Six men are trying to block charges over the deaths of 95 football supporters who died in the Hillsborough disaster - which includes two fans from the borough.
Vincent Fitzsimmons, from Ashton, and Carl Brown, from Leigh, were among the Liverpool FC supporters who lost their lives before the 1989 FA Cup semi-final.
Lawyers representing David Duckenfield, the police match commander, and five others are making applications before Judge Sir Peter Openshaw at Preston Crown Court to halt related prosecutions.
An application is also being made by the Crown Prosecution Service to overturn a stay over the prosecution of Duckenfield, which was previously imposed in 2000 following a private action brought by Hillsborough families.
Duckenfield, 73, faces 95 charges of gross negligence manslaughter following the crush in the terrace pens of the Sheffield Wednesday stadium’s Leppings Lane end at the semi-final between Liverpool and Nottingham Forest.
Under the law at the time, there can be no prosecution for the death of the 96th victim, Tony Bland, as he died more than a year and a day after his injuries were caused.
Duckenfield is set go on trial in September at Preston, alongside Graham Mackrell, 68, the former Sheffield Wednesday club secretary, who is charged with two offences involving the stadium safety certificate and a health and safety offence.
Three other defendants - retired police officers Donald Denton, 80, and Alan Foster, 71, and retired solicitor Peter Metcalf, 68, who acted for South Yorkshire Police following the 1989 disaster - are scheduled to go on trial next January.
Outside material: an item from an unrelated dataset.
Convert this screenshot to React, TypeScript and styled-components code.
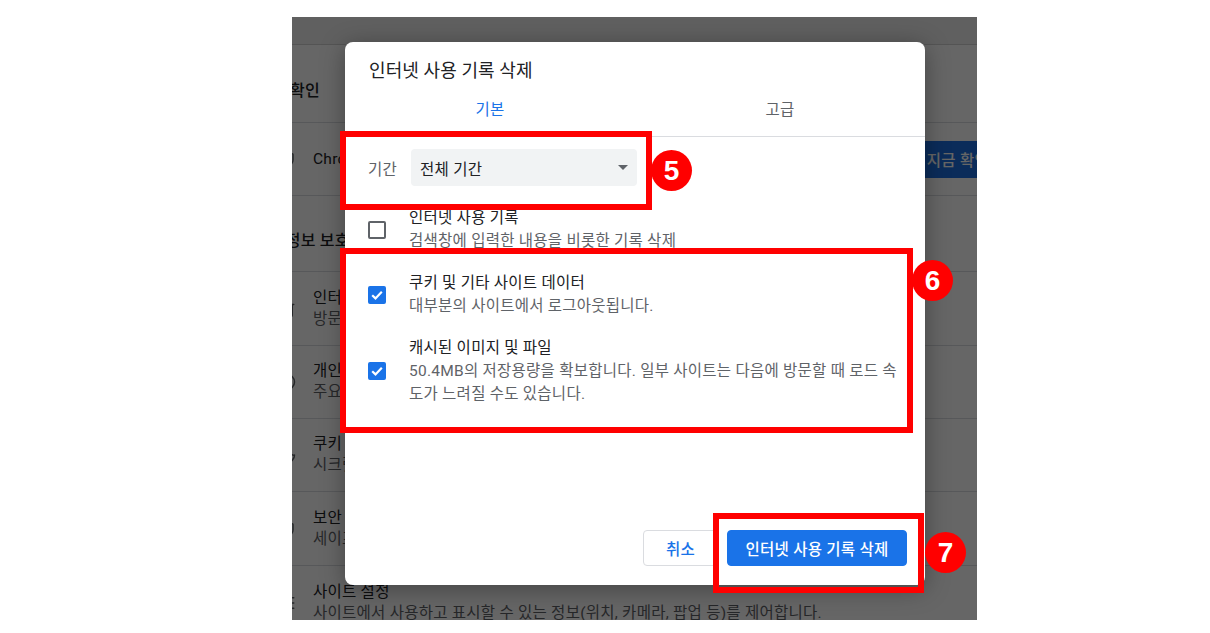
import styled, { createGlobalStyle } from 'styled-components';
import { Trash2, ShieldCheck, Compass, Cookie, Shield, SlidersHorizontal } from 'lucide-react';

const GlobalStyle = createGlobalStyle`
	html, body {
		margin: 0;
		background: #ffffff;
	}
	body {
		font-family: Roboto, "Noto Sans CJK KR", sans-serif;
		color: #202124;
	}
	* {
		box-sizing: border-box;
	}
`;

const Page = styled.div`
	padding: 17px 0 13px 292px;
`;

const Screen = styled.div`
	position: relative;
	width: 685px;
	height: 603px;
	overflow: hidden;
	background: #ffffff;
`;

/* ---------- settings page behind the dialog ---------- */

const Toolbar = styled.div`
	height: 28px;
	background: #efefef;
	border-bottom: 1px solid #d2d2d2;
`;

const Settings = styled.div`
	display: flex;
	flex-direction: column;
	width: 800px;
	margin-left: -40px;
`;

const SectionTitle = styled.div`
	padding: ${(p: { $top: number; $bottom: number }) => `${p.$top}px 0 ${p.$bottom}px 4px`};
	font-size: 16px;
	font-weight: 500;
	line-height: 20px;
	letter-spacing: 0.2px;
	color: #202124;
`;

const Card = styled.div`
	display: flex;
	flex-direction: column;
	border-bottom: 1px solid #dadce0;
`;

const Row = styled.div`
	display: flex;
	align-items: center;
	gap: 17px;
	height: ${(p: { $h: number }) => p.$h}px;
	padding: 0 47px 0 26px;
	border-top: 1px solid #dadce0;
	font-size: 15.5px;
	letter-spacing: 0.25px;
`;

const RowIcon = styled.div`
	flex: none;
	display: flex;
	width: 18px;
	color: #5f6368;
`;

const RowText = styled.div`
	flex: 1;
	min-width: 0;
	display: flex;
	flex-direction: column;
	white-space: nowrap;
	overflow: hidden;
`;

const RowTitle = styled.div`
	line-height: 21px;
	color: #202124;
`;

const RowSub = styled.div`
	line-height: 21px;
	color: #5f6368;
`;

const CheckButton = styled.div`
	flex: none;
	height: 37px;
	padding: 0 16px;
	display: flex;
	align-items: center;
	border-radius: 4px;
	background: #1d6fe0;
	color: #ffffff;
	font-weight: 500;
`;

const Dim = styled.div`
	position: absolute;
	inset: 0;
	background: rgba(0, 0, 0, 0.6);
`;

/* ---------- dialog ---------- */

const Dialog = styled.div`
	position: absolute;
	left: 53px;
	top: 25px;
	width: 580px;
	height: 543px;
	display: flex;
	flex-direction: column;
	background: #ffffff;
	border-radius: 8px;
	box-shadow: 0 4px 24px rgba(0, 0, 0, 0.35);
	font-size: 15.5px;
	letter-spacing: 0.25px;
`;

const Title = styled.div`
	padding: 18px 24px 0;
	font-size: 18px;
	line-height: 22px;
	letter-spacing: 0.1px;
	color: #202124;
`;

const Tabs = styled.div`
	display: grid;
	grid-template-columns: 1fr 1fr;
	margin-top: 8px;
	border-bottom: 1px solid #dadce0;
`;

const Tab = styled.div<{ $active?: boolean }>`
	position: relative;
	padding: 10px 0 16px;
	line-height: 20px;
	text-align: center;
	color: ${(p) => (p.$active ? '#1a73e8' : '#5f6368')};

	&::after {
		content: '';
		display: ${(p) => (p.$active ? 'block' : 'none')};
		position: absolute;
		left: 0;
		right: 0;
		bottom: -1px;
		height: 2px;
		background: #1a73e8;
	}
`;

const Body = styled.div`
	flex: 1;
	display: flex;
	flex-direction: column;
	padding: 12px 0 0 23px;
`;

const PeriodRow = styled.div`
	display: flex;
	align-items: center;
	gap: 14px;
	margin-bottom: 11px;
`;

const PeriodLabel = styled.div`
	color: #5f6368;
`;

const Select = styled.div`
	display: flex;
	align-items: center;
	justify-content: space-between;
	width: 226px;
	height: 37px;
	padding: 0 9px;
	border-radius: 4px;
	background: #f1f3f4;
	color: #202124;
`;

const Caret = styled.span`
	width: 0;
	height: 0;
	border-left: 5.5px solid transparent;
	border-right: 5.5px solid transparent;
	border-top: 5.5px solid #5f6368;
`;

const Option = styled.div`
	display: flex;
	align-items: center;
	gap: 23px;
	padding: 9.5px 0;
`;

const Box = styled.div<{ $checked?: boolean }>`
	flex: none;
	width: 18px;
	height: 18px;
	display: flex;
	align-items: center;
	justify-content: center;
	border-radius: 2px;
	border: 2px solid ${(p) => (p.$checked ? '#1a73e8' : '#5f6368')};
	background: ${(p) => (p.$checked ? '#1a73e8' : '#ffffff')};
`;

const OptionText = styled.div`
	display: flex;
	flex-direction: column;
	width: 500px;
	line-height: 23px;
	white-space: nowrap;
`;

const OptionTitle = styled.div`
	color: #202124;
`;

const OptionSub = styled.div`
	color: #5f6368;
`;

const Footer = styled.div`
	display: flex;
	justify-content: flex-end;
	gap: 9px;
	padding: 0 18px 19px 0;
`;

const Button = styled.div<{ $primary?: boolean }>`
	height: 36px;
	display: flex;
	align-items: center;
	padding: 0 ${(p) => (p.$primary ? 17.5 : 22)}px;
	border-radius: 4px;
	border: 1px solid ${(p) => (p.$primary ? '#1a73e8' : '#dadce0')};
	background: ${(p) => (p.$primary ? '#1a73e8' : '#ffffff')};
	color: ${(p) => (p.$primary ? '#ffffff' : '#1a73e8')};
	font-weight: 500;
`;

/* ---------- annotations ---------- */

type Frame = { $x: number; $y: number; $w: number; $h: number };

const Highlight = styled.div<Frame>`
	position: absolute;
	left: ${(p) => p.$x}px;
	top: ${(p) => p.$y}px;
	width: ${(p) => p.$w}px;
	height: ${(p) => p.$h}px;
	border: 6px solid #ff0000;
	pointer-events: none;
`;

const Badge = styled.div<{ $x: number; $y: number }>`
	position: absolute;
	left: ${(p) => p.$x}px;
	top: ${(p) => p.$y}px;
	width: 41px;
	height: 41px;
	border-radius: 50%;
	display: flex;
	align-items: center;
	justify-content: center;
	background: #ff0000;
	color: #ffffff;
	font-family: "Liberation Sans", Arial, sans-serif;
	font-size: 28px;
	font-weight: 700;
	line-height: 1;
`;

const Check = () => (
	<svg width="14" height="14" viewBox="0 0 14 14">
		<path d="M2.2 7.2 L5.5 10.4 L11.8 3.8" fill="none" stroke="#ffffff" strokeWidth="2.2" />
	</svg>
);

const settingsRows = [
	{ icon: Trash2, title: '인터넷 사용 기록 삭제', sub: '방문 기록, 쿠키, 캐시 등을 삭제합니다', h: 74 },
	{ icon: Compass, title: '개인정보 보호 가이드', sub: '주요 개인정보 보호 및 보안 설정을 검토합니다', h: 73 },
	{ icon: Cookie, title: '쿠키 및 기타 사이트 데이터', sub: '시크릿 모드에서 서드 파티 쿠키가 차단됩니다', h: 73 },
	{ icon: Shield, title: '보안', sub: '세이프 브라우징(위험한 사이트로부터 보호) 및 기타 보안 설정', h: 74 },
	{
		icon: SlidersHorizontal,
		title: '사이트 설정',
		sub: '사이트에서 사용하고 표시할 수 있는 정보(위치, 카메라, 팝업 등)를 제어합니다.',
		h: 75,
	},
];

const options = [
	{ title: '인터넷 사용 기록', sub: ['검색창에 입력한 내용을 비롯한 기록 삭제'], checked: false },
	{ title: '쿠키 및 기타 사이트 데이터', sub: ['대부분의 사이트에서 로그아웃됩니다.'], checked: true },
	{
		title: '캐시된 이미지 및 파일',
		sub: ['50.4MB의 저장용량을 확보합니다. 일부 사이트는 다음에 방문할 때 로드 속', '도가 느려질 수도 있습니다.'],
		checked: true,
	},
];

export default function App() {
	return (
		<Page>
			<GlobalStyle />
			<Screen>
				<Toolbar />
				<Settings>
					<SectionTitle $top={36} $bottom={21}>안전 확인</SectionTitle>
					<Card>
						<Row $h={73}>
							<RowIcon>
								<ShieldCheck size={18} />
							</RowIcon>
							<RowText>
								<RowTitle>Chrome에서 데이터 유출, 잘못된 확장 프로그램 등으로부터 사용자를 보호할 수 있습니다.</RowTitle>
							</RowText>
							<CheckButton>지금 확인</CheckButton>
						</Row>
					</Card>
					<SectionTitle $top={35} $bottom={20}>개인정보 보호 및 보안</SectionTitle>
					<Card>
						{settingsRows.map((r) => (
							<Row key={r.title} $h={r.h}>
								<RowIcon>
									<r.icon size={18} />
								</RowIcon>
								<RowText>
									<RowTitle>{r.title}</RowTitle>
									<RowSub>{r.sub}</RowSub>
								</RowText>
							</Row>
						))}
					</Card>
				</Settings>

				<Dim />

				<Dialog>
					<Title>인터넷 사용 기록 삭제</Title>
					<Tabs>
						<Tab $active>기본</Tab>
						<Tab>고급</Tab>
					</Tabs>
					<Body>
						<PeriodRow>
							<PeriodLabel>기간</PeriodLabel>
							<Select>
								<span>전체 기간</span>
								<Caret />
							</Select>
						</PeriodRow>
						{options.map((o) => (
							<Option key={o.title}>
								<Box $checked={o.checked}>{o.checked && <Check />}</Box>
								<OptionText>
									<OptionTitle>{o.title}</OptionTitle>
									{o.sub.map((line) => (
										<OptionSub key={line}>{line}</OptionSub>
									))}
								</OptionText>
							</Option>
						))}
					</Body>
					<Footer>
						<Button>취소</Button>
						<Button $primary>인터넷 사용 기록 삭제</Button>
					</Footer>
				</Dialog>

				<Highlight $x={48} $y={114} $w={312} $h={79} />
				<Badge $x={359} $y={133}>5</Badge>
				<Highlight $x={48} $y={231} $w={573} $h={185} />
				<Badge $x={620} $y={243}>6</Badge>
				<Highlight $x={421} $y={496} $w={211} $h={80} />
				<Badge $x={633} $y={515}>7</Badge>
			</Screen>
		</Page>
	);
}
They are each charged with two offences of doing acts tending and intended to pervert the course of justice, which relate to amendments said to have been made to police officers’ statements following the tragedy.
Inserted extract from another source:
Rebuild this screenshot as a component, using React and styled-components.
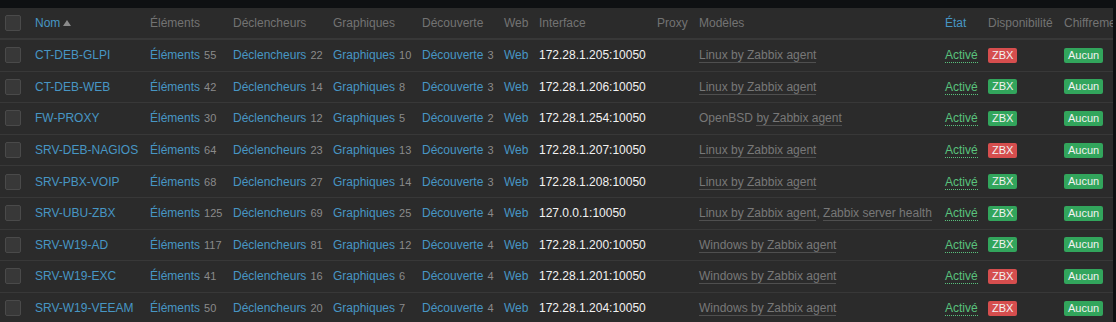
import React from "react";
import styled, { createGlobalStyle } from "styled-components";

const Global = createGlobalStyle`
  html, body { margin: 0; padding: 0; background: #0e1012; }
  body { font-family: "Liberation Sans", Arial, sans-serif; font-size: 12px; }
`;

const Wrap = styled.div`
  margin-top: 8px;
  width: 1113px;
  overflow: hidden;
  background: #2b2b2b;
`;

const Table = styled.table`
  width: 1160px;
  table-layout: fixed;
  border-collapse: collapse;
  color: #f2f2f2;
  font-size: 12px;
  line-height: 14px;
`;

const Th = styled.th`
  text-align: left;
  font-weight: normal;
  color: ${(p) => (p.$active ? "#4796c4" : "#737373")};
  padding: 0 5px;
  height: 30px;
  white-space: nowrap;
  overflow: hidden;
  border-bottom: 2px solid #383838;
`;

const Tr = styled.tr`
  border-bottom: 1px solid #383838;
`;

const Td = styled.td`
  padding: 0 5px;
  height: 30.6px;
  white-space: nowrap;
  overflow: hidden;
  vertical-align: middle;
`;

const Check = styled.span`
  display: inline-block;
  width: 14px;
  height: 14px;
  border: 1px solid #4a4a4a;
  background: #383838;
  border-radius: 2px;
  vertical-align: middle;
`;

const Link = styled.a`
  color: #4796c4;
  text-decoration: none;
`;

const Count = styled.sup`
  color: #8a8a8a;
  font-size: 11px;
  vertical-align: baseline;
  margin-left: 4px;
`;

const Arrow = styled.span`
  display: inline-block;
  width: 0;
  height: 0;
  margin-left: 3px;
  border-left: 4px solid transparent;
  border-right: 4px solid transparent;
  border-bottom: 6px solid #8a8a8a;
  vertical-align: 1px;
`;

const Tpl = styled.span`
  color: #787878;
  border-bottom: 1px solid #4f4f4f;
`;

const Plain = styled.span`
  color: #787878;
`;

const Sep = styled.span`
  color: #787878;
`;

const Status = styled.span`
  color: #59c27d;
  border-bottom: 1px dotted #59c27d;
`;

const Badge = styled.span`
  display: inline-block;
  padding: 0 4px;
  line-height: 15px;
  border-radius: 2px;
  color: #f2f2f2;
  font-size: 11px;
  background: ${(p) => (p.$red ? "#d64e4e" : "#32a55c")};
`;

const cols = [30, 115, 83, 100, 89, 82, 35, 118, 42, 246, 43, 76, 101];

const hosts = [
  ["CT-DEB-GLPI", 55, 22, 10, 3, "172.28.1.205:10050", [["Linux by Zabbix agent"]], true],
  ["CT-DEB-WEB", 42, 14, 8, 3, "172.28.1.206:10050", [["Linux by Zabbix agent"]], false],
  ["FW-PROXY", 30, 12, 5, 2, "172.28.1.254:10050", "openbsd", false],
  ["SRV-DEB-NAGIOS", 64, 23, 13, 3, "172.28.1.207:10050", [["Linux by Zabbix agent"]], true],
  ["SRV-PBX-VOIP", 68, 27, 14, 3, "172.28.1.208:10050", [["Linux by Zabbix agent"]], false],
  ["SRV-UBU-ZBX", 125, 69, 25, 4, "127.0.0.1:10050", [["Linux by Zabbix agent"], ["Zabbix server health"]], false],
  ["SRV-W19-AD", 117, 81, 12, 4, "172.28.1.200:10050", [["Windows by Zabbix agent"]], false],
  ["SRV-W19-EXC", 41, 16, 6, 4, "172.28.1.201:10050", [["Windows by Zabbix agent"]], true],
  ["SRV-W19-VEEAM", 50, 20, 7, 4, "172.28.1.204:10050", [["Windows by Zabbix agent"]], true],
];

function Templates({ t }) {
  if (t === "openbsd") {
    return (
      <>
        <Plain>OpenBSD </Plain>
        <Tpl>by Zabbix agent</Tpl>
      </>
    );
  }
  return t.map((x, i) => (
    <React.Fragment key={i}>
      {i > 0 && <Sep>, </Sep>}
      <Tpl>{x[0]}</Tpl>
    </React.Fragment>
  ));
}

export default function App() {
  return (
    <>
      <Global />
      <Wrap>
        <Table>
          <colgroup>
            {cols.map((w, i) => (
              <col key={i} style={{ width: w }} />
            ))}
          </colgroup>
          <thead>
            <tr>
              <Th><Check /></Th>
              <Th $active>Nom<Arrow /></Th>
              <Th>Éléments</Th>
              <Th>Déclencheurs</Th>
              <Th>Graphiques</Th>
              <Th>Découverte</Th>
              <Th>Web</Th>
              <Th>Interface</Th>
              <Th>Proxy</Th>
              <Th>Modèles</Th>
              <Th $active>État</Th>
              <Th>Disponibilité</Th>
              <Th>Chiffrement</Th>
            </tr>
          </thead>
          <tbody>
            {hosts.map(([name, it, tr, gr, dc, ip, tpl, red]) => (
              <Tr key={name}>
                <Td><Check /></Td>
                <Td><Link>{name}</Link></Td>
                <Td><Link>Éléments</Link><Count>{it}</Count></Td>
                <Td><Link>Déclencheurs</Link><Count>{tr}</Count></Td>
                <Td><Link>Graphiques</Link><Count>{gr}</Count></Td>
                <Td><Link>Découverte</Link><Count>{dc}</Count></Td>
                <Td><Link>Web</Link></Td>
                <Td>{ip}</Td>
                <Td></Td>
                <Td><Templates t={tpl} /></Td>
                <Td><Status>Activé</Status></Td>
                <Td><Badge $red={red}>ZBX</Badge></Td>
                <Td><Badge>Aucun</Badge></Td>
              </Tr>
            ))}
          </tbody>
        </Table>
      </Wrap>
    </>
  );
}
Ex-chief constable of Merseyside Police and later West Yorkshire Police, Sir Norman Bettison, 62, faces trial in May 2019.
He was a chief inspector at South Yorkshire Police in 1989 and is charged with four counts of misconduct in a public office over alleged lies in accounts he gave afterwards of his involvement in the disaster.
The five defendants charged have previously indicated, through their lawyers, that they would plead not guilty to all the counts against them.